Restate each line word for word. Leave out every picture.

**RAW DATA:**

══════

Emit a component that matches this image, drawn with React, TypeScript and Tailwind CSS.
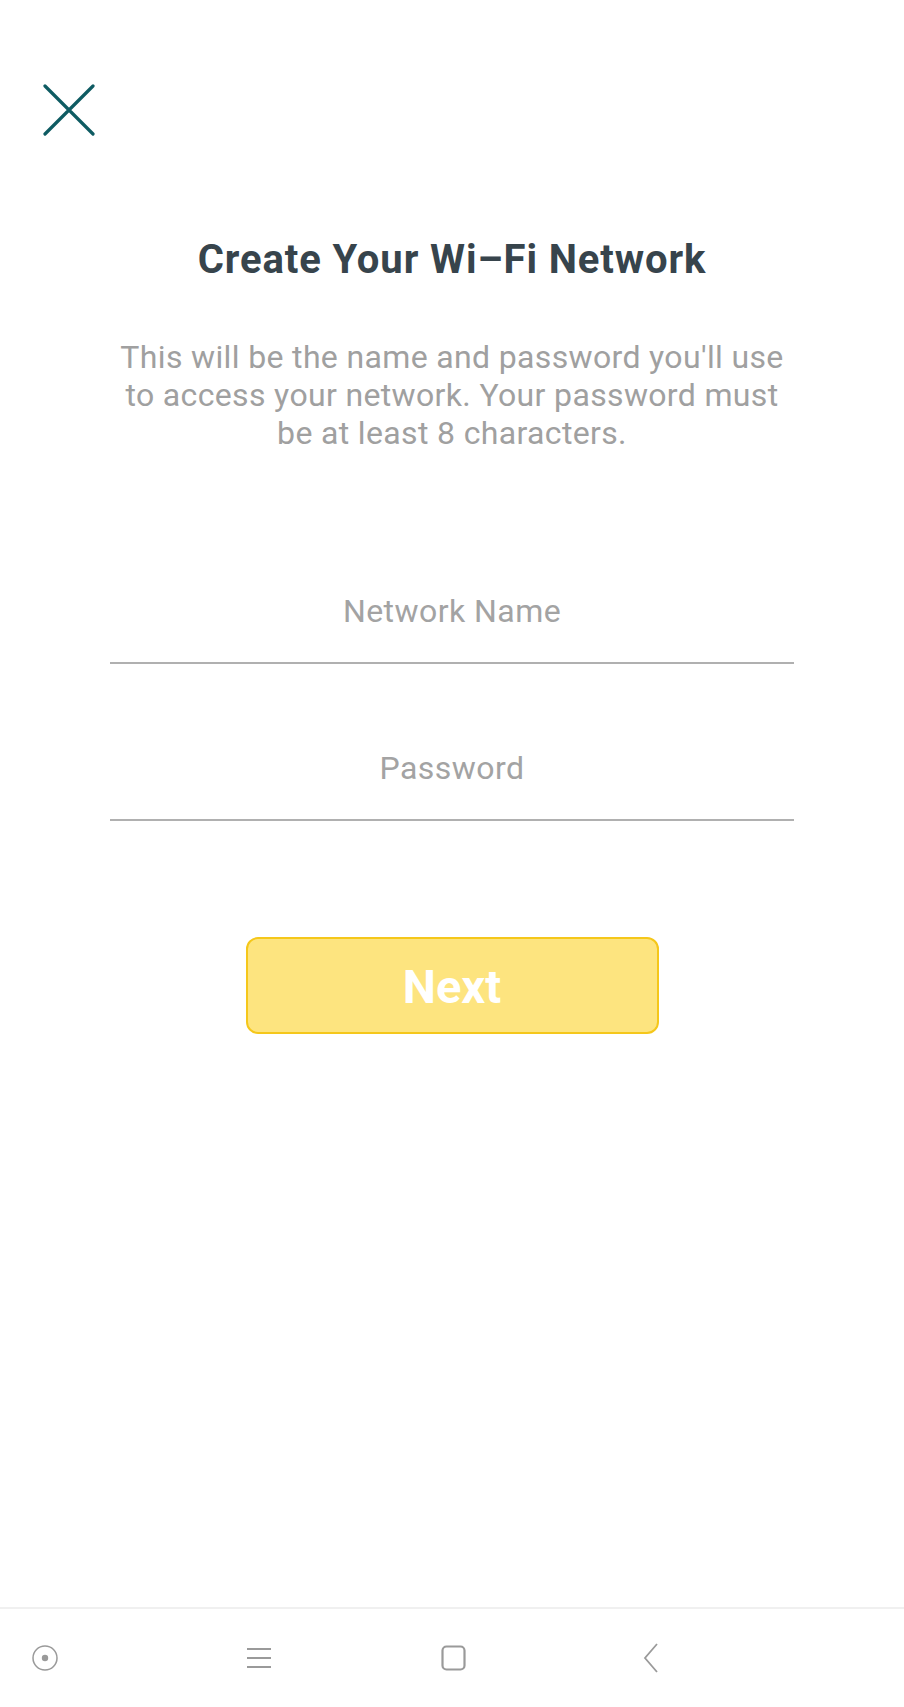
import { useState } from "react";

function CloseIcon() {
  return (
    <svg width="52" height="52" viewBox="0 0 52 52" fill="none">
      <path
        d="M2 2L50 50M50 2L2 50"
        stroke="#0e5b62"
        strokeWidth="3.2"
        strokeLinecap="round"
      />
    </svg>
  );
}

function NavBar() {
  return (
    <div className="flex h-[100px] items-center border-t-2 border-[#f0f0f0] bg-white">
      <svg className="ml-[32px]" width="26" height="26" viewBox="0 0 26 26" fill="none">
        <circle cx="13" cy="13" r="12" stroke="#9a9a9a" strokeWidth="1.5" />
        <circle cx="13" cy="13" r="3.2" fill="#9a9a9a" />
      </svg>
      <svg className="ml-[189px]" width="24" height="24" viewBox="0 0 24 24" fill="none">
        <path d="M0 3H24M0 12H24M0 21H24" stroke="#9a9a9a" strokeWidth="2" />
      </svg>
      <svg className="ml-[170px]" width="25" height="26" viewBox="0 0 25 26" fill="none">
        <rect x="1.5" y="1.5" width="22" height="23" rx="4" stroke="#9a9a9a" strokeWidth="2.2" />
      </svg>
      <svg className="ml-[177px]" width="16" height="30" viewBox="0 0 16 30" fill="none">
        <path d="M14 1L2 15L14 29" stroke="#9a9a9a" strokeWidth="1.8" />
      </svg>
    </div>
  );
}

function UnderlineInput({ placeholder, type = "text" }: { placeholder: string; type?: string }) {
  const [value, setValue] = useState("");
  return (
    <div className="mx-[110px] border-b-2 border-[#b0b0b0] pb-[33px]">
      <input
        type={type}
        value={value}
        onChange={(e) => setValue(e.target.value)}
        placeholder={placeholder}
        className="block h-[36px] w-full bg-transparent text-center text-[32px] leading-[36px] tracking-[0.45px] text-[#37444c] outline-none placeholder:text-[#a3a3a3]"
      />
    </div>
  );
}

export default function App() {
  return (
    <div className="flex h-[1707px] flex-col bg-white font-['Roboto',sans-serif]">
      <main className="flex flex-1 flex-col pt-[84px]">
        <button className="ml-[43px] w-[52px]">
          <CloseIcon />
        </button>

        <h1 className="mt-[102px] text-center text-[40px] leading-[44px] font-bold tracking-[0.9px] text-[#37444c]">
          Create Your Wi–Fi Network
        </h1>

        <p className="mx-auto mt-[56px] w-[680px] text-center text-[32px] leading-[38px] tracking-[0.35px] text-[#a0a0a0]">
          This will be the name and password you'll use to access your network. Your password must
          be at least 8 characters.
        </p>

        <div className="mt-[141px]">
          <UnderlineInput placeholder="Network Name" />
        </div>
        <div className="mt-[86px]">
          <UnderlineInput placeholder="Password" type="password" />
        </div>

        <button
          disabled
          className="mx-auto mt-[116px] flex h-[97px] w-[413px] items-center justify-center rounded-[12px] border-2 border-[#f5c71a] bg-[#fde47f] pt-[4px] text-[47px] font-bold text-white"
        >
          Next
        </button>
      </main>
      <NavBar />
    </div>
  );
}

══════

**THE ANSWER:**
Emit a component that matches this image, drawn with React, TypeScript and Tailwind CSS.
import { useState } from "react";

function CloseIcon() {
  return (
    <svg width="52" height="52" viewBox="0 0 52 52" fill="none">
      <path
        d="M2 2L50 50M50 2L2 50"
        stroke="#0e5b62"
        strokeWidth="3.2"
        strokeLinecap="round"
      />
    </svg>
  );
}

function NavBar() {
  return (
    <div className="flex h-[100px] items-center border-t-2 border-[#f0f0f0] bg-white">
      <svg className="ml-[32px]" width="26" height="26" viewBox="0 0 26 26" fill="none">
        <circle cx="13" cy="13" r="12" stroke="#9a9a9a" strokeWidth="1.5" />
        <circle cx="13" cy="13" r="3.2" fill="#9a9a9a" />
      </svg>
      <svg className="ml-[189px]" width="24" height="24" viewBox="0 0 24 24" fill="none">
        <path d="M0 3H24M0 12H24M0 21H24" stroke="#9a9a9a" strokeWidth="2" />
      </svg>
      <svg className="ml-[170px]" width="25" height="26" viewBox="0 0 25 26" fill="none">
        <rect x="1.5" y="1.5" width="22" height="23" rx="4" stroke="#9a9a9a" strokeWidth="2.2" />
      </svg>
      <svg className="ml-[177px]" width="16" height="30" viewBox="0 0 16 30" fill="none">
        <path d="M14 1L2 15L14 29" stroke="#9a9a9a" strokeWidth="1.8" />
      </svg>
    </div>
  );
}

function UnderlineInput({ placeholder, type = "text" }: { placeholder: string; type?: string }) {
  const [value, setValue] = useState("");
  return (
    <div className="mx-[110px] border-b-2 border-[#b0b0b0] pb-[33px]">
      <input
        type={type}
        value={value}
        onChange={(e) => setValue(e.target.value)}
        placeholder={placeholder}
        className="block h-[36px] w-full bg-transparent text-center text-[32px] leading-[36px] tracking-[0.45px] text-[#37444c] outline-none placeholder:text-[#a3a3a3]"
      />
    </div>
  );
}

export default function App() {
  return (
    <div className="flex h-[1707px] flex-col bg-white font-['Roboto',sans-serif]">
      <main className="flex flex-1 flex-col pt-[84px]">
        <button className="ml-[43px] w-[52px]">
          <CloseIcon />
        </button>

        <h1 className="mt-[102px] text-center text-[40px] leading-[44px] font-bold tracking-[0.9px] text-[#37444c]">
          Create Your Wi–Fi Network
        </h1>

        <p className="mx-auto mt-[56px] w-[680px] text-center text-[32px] leading-[38px] tracking-[0.35px] text-[#a0a0a0]">
          This will be the name and password you'll use to access your network. Your password must
          be at least 8 characters.
        </p>

        <div className="mt-[141px]">
          <UnderlineInput placeholder="Network Name" />
        </div>
        <div className="mt-[86px]">
          <UnderlineInput placeholder="Password" type="password" />
        </div>

        <button
          disabled
          className="mx-auto mt-[116px] flex h-[97px] w-[413px] items-center justify-center rounded-[12px] border-2 border-[#f5c71a] bg-[#fde47f] pt-[4px] text-[47px] font-bold text-white"
        >
          Next
        </button>
      </main>
      <NavBar />
    </div>
  );
}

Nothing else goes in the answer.